The musician was best known for the big 1977-78 pop hits “Sentimental Lady” and “Ebony Eyes,” with the band Paris, and as a 1971-74 member of Fleetwood Mac. The Los Angeles native had been a Nashvillian since the 1990s.
The singer and guitarist first rose to prominence in Fleetwood Mac, but the band’s biggest hits occurred in the late 1970s after he left the group.
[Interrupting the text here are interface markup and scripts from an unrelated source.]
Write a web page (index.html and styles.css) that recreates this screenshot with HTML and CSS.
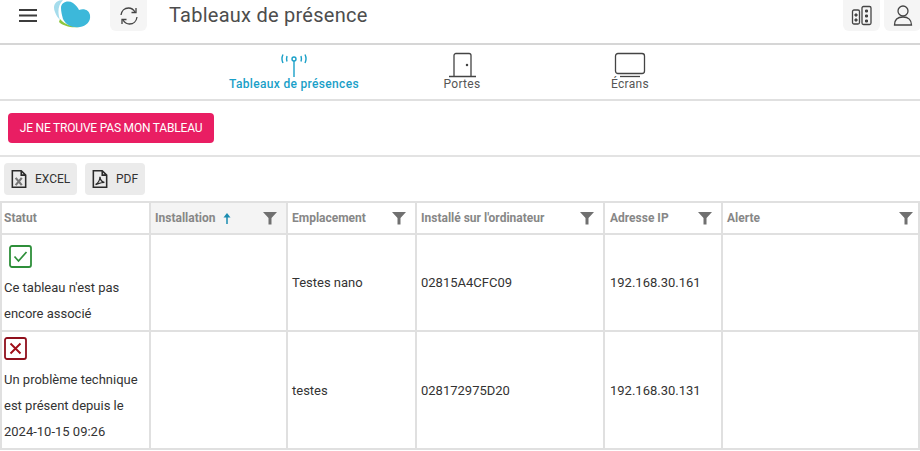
FILE: index.html
```html
<!DOCTYPE html>
<html lang="fr">
<head>
<meta charset="utf-8">
<title>Tableaux de présence</title>
<link rel="stylesheet" href="styles.css">
</head>
<body>
<header class="topbar">
  <button class="menu" aria-label="Menu"><svg width="20" height="14" viewBox="0 0 20 14"><path d="M1 2h18M1 7.500h18M1 13h18" stroke="#3c3c3c" stroke-width="2" fill="none"/></svg></button>
  <svg class="logo" width="38" height="30" viewBox="0 0 38 30">
    <path d="M6 22c4 4 12 6 20 5-7-1-14-2-19-8z" fill="#8cc63f"/>
    <path d="M10 0C3 0-1 5 2 12c1 3 3 6 5 8-2-6-3-14 3-20z" fill="#a5dcec"/>
    <path d="M8 8C8 2 15 0 20 3c3 2 5 5 6 7 5-2 10 0 11 5 1 7-4 11-10 12-8 1-14-2-17-8-1-4-2-7-2-11z" fill="#3cb8da"/>
  </svg>
  <button class="square refresh" aria-label="Actualiser"><svg width="20" height="20" viewBox="0 0 20 20" fill="none" stroke="#444" stroke-width="1.300"><path d="M2 9c.5-4 3.500-7 7.500-7 3 0 5 1.500 6.500 4M18 11c-.5 4-3.500 7-7.500 7-3 0-5-1.500-6.500-4"/><path d="M17 2v4.500h-4.500M3 18v-4.500h4.500"/></svg></button>
  <h1 class="title">Tableaux de présence</h1>
  <div class="top-right">
    <button class="square" aria-label="Bâtiments"><svg width="22" height="22" viewBox="0 0 22 22" fill="none" stroke="#444" stroke-width="1.300"><rect x="1.500" y="5" width="7" height="14" rx="1.500"/><rect x="11" y="1.500" width="9" height="18" rx="1.500"/><path d="M4 9h2v2H4zM4 14h2v2H4zM14.500 5h2v2h-2zM14.500 10h2v2h-2zM14.500 15h2v2h-2z" fill="#444" stroke-width="1"/></svg></button>
    <button class="square" aria-label="Profil"><svg width="22" height="24" viewBox="0 0 22 24" fill="none" stroke="#444" stroke-width="1.300"><circle cx="11" cy="7" r="5"/><path d="M2.500 21c0-5 3-8 8.500-8s8.500 3 8.500 8z"/></svg></button>
  </div>
</header>

<nav class="tabs">
  <a class="tab active">
    <svg width="28" height="26" viewBox="0 0 28 26" fill="none" stroke="#1aa0c8" stroke-width="1.400"><circle cx="14" cy="7" r="2"/><path d="M14 9V25M3 2.500c-1.300 2.700-1.300 5.800 0 8.500M25 2.500c1.300 2.700 1.300 5.800 0 8.500M7 4c-.6 2-.6 3.500 0 5.500M21 4c.6 2 .6 3.500 0 5.500"/></svg>
    <span>Tableaux de présences</span>
  </a>
  <a class="tab">
    <svg width="28" height="26" viewBox="0 0 28 26" fill="none" stroke="#444" stroke-width="1.300"><path d="M6 24.500V3.500a2 2 0 0 1 2-2h13a2 2 0 0 1 2 2v21M1 24.500h27"/><circle cx="19" cy="13" r=".6" fill="#444"/></svg>
    <span>Portes</span>
  </a>
  <a class="tab">
    <svg width="32" height="26" viewBox="0 0 32 26" fill="none" stroke="#444" stroke-width="1.300"><rect x="1.500" y="1.500" width="29" height="20" rx="2.500"/><path d="M6 24.500h20"/></svg>
    <span>Écrans</span>
  </a>
</nav>

<section class="notice">
  <button class="cta">JE NE TROUVE PAS MON TABLEAU</button>
</section>

<section class="exports">
  <button class="export">
    <svg width="18" height="20" viewBox="0 0 16 18" fill="none" stroke="#2b2b2b" stroke-width="1.400"><path d="M2 1.500h8l4 4v11H2zM10 1.500v4h4"/><path d="M5 8l5.500 6.500M10.500 8L5 14.500" stroke="#777" stroke-width="2"/></svg>
    EXCEL
  </button>
  <button class="export">
    <svg width="18" height="20" viewBox="0 0 16 18" fill="none" stroke="#2b2b2b" stroke-width="1.400"><path d="M2 1.500h8l4 4v11H2zM10 1.500v4h4"/><path d="M4 14c2-1 4-4 4-7 0 3 2 5 4 5-3 0-5 1-8 2z" stroke-width="1.200"/></svg>
    PDF
  </button>
</section>

<table class="grid">
  <colgroup>
    <col class="c1"><col class="c2"><col class="c3"><col class="c4"><col class="c5"><col class="c6">
  </colgroup>
  <thead>
    <tr>
      <th class="first"><div class="th-in">Statut</div></th>
      <th class="sorted"><div class="th-in">Installation <svg class="arrow" width="10" height="13" viewBox="0 0 10 13"><path d="M5 12V3" stroke="#1a8cb0" stroke-width="1.500"/><path d="M1.500 5.500L5 1l3.500 4.500z" fill="#1a8cb0"/></svg><svg class="filter" width="14" height="14" viewBox="0 0 14 14"><path d="M0 1h14L8.500 7v6.500h-3V7z" fill="#707070"/></svg></div></th>
      <th><div class="th-in">Emplacement<svg class="filter" width="14" height="14" viewBox="0 0 14 14"><path d="M0 1h14L8.500 7v6.500h-3V7z" fill="#707070"/></svg></div></th>
      <th><div class="th-in">Installé sur l'ordinateur<svg class="filter" width="14" height="14" viewBox="0 0 14 14"><path d="M0 1h14L8.500 7v6.500h-3V7z" fill="#707070"/></svg></div></th>
      <th class="ip"><div class="th-in">Adresse IP<svg class="filter" width="14" height="14" viewBox="0 0 14 14"><path d="M0 1h14L8.500 7v6.500h-3V7z" fill="#707070"/></svg></div></th>
      <th class="last"><div class="th-in">Alerte<svg class="filter" width="14" height="14" viewBox="0 0 14 14"><path d="M0 1h14L8.500 7v6.500h-3V7z" fill="#707070"/></svg></div></th>
    </tr>
  </thead>
  <tbody>
    <tr class="r1">
      <td class="status">
        <svg class="ok" width="23" height="23" viewBox="0 0 23 23" fill="none"><rect x="1" y="1" width="21" height="21" rx="2" stroke="#2e8f3a" stroke-width="1.800"/><path d="M5.500 11.500l4 4.500 8-9" stroke="#2e8f3a" stroke-width="1.700"/></svg>
        <p>Ce tableau n'est pas<br>encore associé</p>
      </td>
      <td></td>
      <td>Testes nano</td>
      <td>02815A4CFC09</td>
      <td class="ip">192.168.30.161</td>
      <td></td>
    </tr>
    <tr class="r2">
      <td class="status">
        <svg class="bad" width="23" height="23" viewBox="0 0 23 23" fill="none"><rect x="1" y="1" width="21" height="21" rx="2" stroke="#8f0f1c" stroke-width="1.800"/><path d="M6.500 6.500l10 10M16.500 6.500l-10 10" stroke="#a00d18" stroke-width="1.900"/></svg>
        <p>Un problème technique<br>est présent depuis le<br>2024-10-15 09:26</p>
      </td>
      <td></td>
      <td>testes</td>
      <td>028172975D20</td>
      <td class="ip">192.168.30.131</td>
      <td></td>
    </tr>
  </tbody>
</table>
</body>
</html>
```
FILE: styles.css
```css
* { box-sizing: border-box; }
html, body { margin: 0; padding: 0; }
body {
  width: 920px;
  height: 451px;
  overflow: hidden;
  background: #fff;
  font-family: Roboto, "Liberation Sans", sans-serif;
  color: #333;
}
button { font-family: inherit; border: 0; padding: 0; cursor: pointer; }

.topbar {
  height: 45px;
  display: flex;
  align-items: flex-start;
  border-bottom: 2px solid #d6d6d6;
}
.menu {
  width: 20px; height: 14px;
  margin: 8px 0 0 18px;
  background: none;
  display: flex;
}
.logo { margin: 0 0 0 15px; display: block; }
.square {
  width: 37px; height: 31px;
  background: #f5f5f5;
  border-radius: 0 0 6px 6px;
  display: flex;
  align-items: center;
  justify-content: center;
}
.refresh { margin-left: 19px; }
.title {
  margin: 0 0 0 22px;
  font-size: 20px;
  font-weight: 400;
  line-height: 30px;
  letter-spacing: .25px;
  color: #4d4d4d;
}
.top-right { margin-left: auto; display: flex; gap: 4px; margin-right: -1px; }

.tabs {
  height: 56px;
  display: flex;
  align-items: flex-start;
  gap: 32px;
  border-bottom: 2px solid #e0e0e0;
  padding-left: 226px;
}
.tab {
  width: 136px;
  display: flex;
  flex-direction: column;
  align-items: center;
  font-size: 12px;
  line-height: 14px;
  letter-spacing: .3px;
  color: #555;
  padding-top: 7px;
}
.tab svg { display: block; margin-bottom: -1px; }
.tab.active { color: #1aa0c8; font-weight: 500; letter-spacing: .33px; white-space: nowrap; }

.notice {
  height: 56px;
  padding: 12px 0 0 8px;
  border-bottom: 2px solid #e3e3e3;
}
.cta {
  width: 206px;
  height: 30px;
  background: #e91e63;
  color: #fff;
  font-size: 12px;
  border-radius: 4px;
  letter-spacing: -.2px;
}

.exports {
  height: 44px;
  padding: 6px 0 0 4px;
  display: flex;
  gap: 8px;
  align-items: flex-start;
}
.export {
  height: 32px;
  background: #ebebeb;
  border-radius: 4px;
  display: flex;
  align-items: center;
  gap: 7px;
  font-size: 12px;
  color: #333;
  padding: 0 0 0 6px;
}
.export:first-child { width: 73px; }
.export:last-child { width: 60px; }

.grid {
  width: 920px;
  table-layout: fixed;
  border-collapse: collapse;
  border: 2px solid #e0e0e0;
  font-size: 13px;
  color: #333;
}
.c1 { width: 149px; }
.c2 { width: 137px; }
.c3 { width: 129px; }
.c4 { width: 188px; }
.c5 { width: 118px; }
th, td { border: 2px solid #e0e0e0; padding: 0; text-align: left; }
th {
  height: 32px;
  font-size: 12px;
  font-weight: 700;
  color: #878787;
}
.th-in {
  display: flex;
  align-items: center;
  padding: 0 9px 0 4px;
}
.first .th-in { padding-left: 2px; }
.last .th-in { padding-right: 5px; }
th.ip .th-in { padding-left: 5px; }
.sorted { background: #f4f4f4; }
.arrow { margin-left: 7px; }
.filter { margin-left: auto; }
td { padding-left: 4px; }
td.ip { padding-left: 5px; }
tbody td { vertical-align: middle; }
.r1 { height: 97px; }
.r2 { height: 118px; }
td.status { vertical-align: top; padding-left: 0; }
.status svg { display: block; }
.status .ok { margin: 10px 0 0 7px; }
.status .bad { margin: 5px 0 0 2px; }
.status p { margin: 0; line-height: 26px; padding: 0 0 0 2px; }
.r1 .status p { margin-top: 7px; }
.r2 .status p { margin-top: 7px; }
```
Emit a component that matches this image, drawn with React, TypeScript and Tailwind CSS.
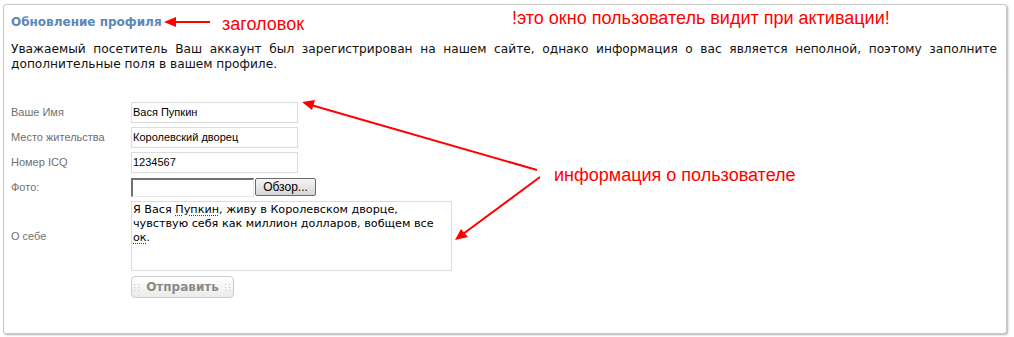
import React from "react";

function Grip() {
  return (
    <svg width="6" height="7" viewBox="0 0 6 7" className="shrink-0">
      {[0, 3, 6].map((y) =>
        [0, 4].map((x) => <rect key={`${x}-${y}`} x={x} y={y} width="1.2" height="1" fill="#c4c4c4" />)
      )}
    </svg>
  );
}

export default function App() {
  const sans = { fontFamily: '"DejaVu Sans", Verdana, sans-serif' };
  return (
    <div className="relative w-[1014px] h-[337px] bg-white overflow-hidden">
      <div
        className="ml-[3px] mt-[4px] w-[1004px] h-[330px] border border-[#c9c9c9] rounded-[3px] shadow-[1px_1px_2px_rgba(0,0,0,0.3)] bg-white pl-[7px] pr-[9px] pt-[10px]"
        style={sans}
      >
        <h1 className="text-[12px] leading-[15px] font-bold text-[#5a88b7]">Обновление профиля</h1>
        <p className="mt-[12px] text-[12.2px] leading-[15px] text-[#111] text-justify">
          Уважаемый посетитель Ваш аккаунт был зарегистрирован на нашем сайте, однако информация о вас является неполной, поэтому заполните дополнительные поля в вашем профиле.
        </p>
        <div
          className="mt-[30px] grid grid-cols-[120px_auto] gap-y-[4px] items-center text-[11px]"
          style={{ fontFamily: '"Liberation Sans", Arial, sans-serif' }}
        >
          <label className="text-[#707070]">Ваше Имя</label>
          <div className="w-[167px] h-[21px] border border-[#dcdcdc] flex items-center px-[1px] text-[11px] text-black">Вася Пупкин</div>
          <label className="text-[#707070]">Место жительства</label>
          <div className="w-[167px] h-[21px] border border-[#dcdcdc] flex items-center px-[1px] text-[11px] text-black">Королевский дворец</div>
          <label className="text-[#707070]">Номер ICQ</label>
          <div className="w-[167px] h-[21px] border border-[#dcdcdc] flex items-center px-[1px] text-[11px] text-black">1234567</div>
          <label className="text-[#707070]">Фото:</label>
          <div className="flex items-center h-[20px]">
            <div className="w-[123px] h-[19px] border border-t-[#6f6f6f] border-l-[#6f6f6f] border-r-[#e6e6e6] border-b-[#e6e6e6] border-t-2 border-l-2 bg-white" />
            <div className="ml-[1px] w-[61px] h-[18px] border border-[#6a6a6a] rounded-[2px] bg-gradient-to-b from-[#f6f6f6] to-[#d6d6d6] flex items-center justify-center text-[12px] text-black">
              Обзор...
            </div>
          </div>
          <label className="text-[#707070]">О себе</label>
          <div
            className="w-[321px] h-[70px] border border-[#dcdcdc] px-[1px] pt-[1px] text-[11.2px] leading-[14px] text-black"
            style={sans}
          >
            Я Вася{" "}
            <span className="underline decoration-dotted decoration-[#e00000] underline-offset-[2px]">Пупкин</span>, живу в Королевском дворце,
            <br />
            чувствую себя как миллион долларов, вобщем все
            <br />
            <span className="underline decoration-dotted decoration-[#e00000] underline-offset-[2px]">ок</span>.
          </div>
          <div />
          <div className="mt-[1px] w-[103px] h-[22px] border border-[#cccccc] rounded-[4px] bg-gradient-to-b from-white to-[#ebebeb] flex items-center justify-center gap-[6px] text-[12px] font-bold text-[#8a8a8a]" style={sans}>
            <Grip />
            <span>Отправить</span>
            <Grip />
          </div>
        </div>
      </div>

      {/* annotations */}
      <div
        className="absolute left-[222px] top-[15px] text-[18px] leading-[18px] text-[#ff0000]"
        style={{ fontFamily: '"Liberation Sans", Arial, sans-serif' }}
      >
        заголовок
      </div>
      <div
        className="absolute left-[512px] top-[9px] text-[18px] leading-[18px] text-[#ff0000]"
        style={{ fontFamily: '"Liberation Sans", Arial, sans-serif' }}
      >
        !это окно пользователь видит при активации!
      </div>
      <div
        className="absolute left-[554px] top-[166px] text-[18px] leading-[18px] text-[#ff0000]"
        style={{ fontFamily: '"Liberation Sans", Arial, sans-serif' }}
      >
        информация о пользователе
      </div>
      <svg className="absolute inset-0 pointer-events-none" width="1014" height="337">
        <line x1="174" y1="22" x2="210" y2="22" stroke="#ff0000" strokeWidth="2" />
        <polygon points="164,22 176,17 176,27" fill="#ff0000" />
        <line x1="537" y1="170" x2="311" y2="105" stroke="#ff0000" strokeWidth="2" />
        <polygon points="302,102 315,100 312,110" fill="#ff0000" />
        <line x1="540" y1="177" x2="463" y2="234" stroke="#ff0000" strokeWidth="2" />
        <polygon points="455,240 461,229 468,237" fill="#ff0000" />
      </svg>
    </div>
  );
}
Although he recorded the LPs Future Games (1971), Bare Trees (1972), Penguin (1973), Mystery to Me (1973) and Heroes are Hard to Find (1974) with Fleetwood Mac, he was not included in the lineup that was elected to the Rock and Roll Hall of Fame in 1998.
Welch formed the British rock band Paris in 1976. During his subsequent solo career, he scored a top-10 hit with “Sentimental Lady” in 1977. Fleetwood Mac’s Christine McVie and Lindsey Buckingham sang background vocals on the record. “Ebony Eyes” was a top-20 hit in 1978. Other charting singles included “Hot Love, Cold World” (1978), “Precious Love” (1979), “Church” (1979) and “Two to Do” (1981). Following a stint in Phoenix in the band Avenue M, Welch moved to Music City.
His albums while in Nashville included Looks at Bop (1999) and Live from the Roxy (2004).
In 1994, he filed suit against Fleetwood Mac for unpaid royalties. The case was settled out of court. Perhaps as a consequence, he was the only early member of the band not included in its Hall of Fame induction.
Bob Welch’s songs were recorded by Kenny Rogers, Sammy Hagar, The Pointer Sisters and others.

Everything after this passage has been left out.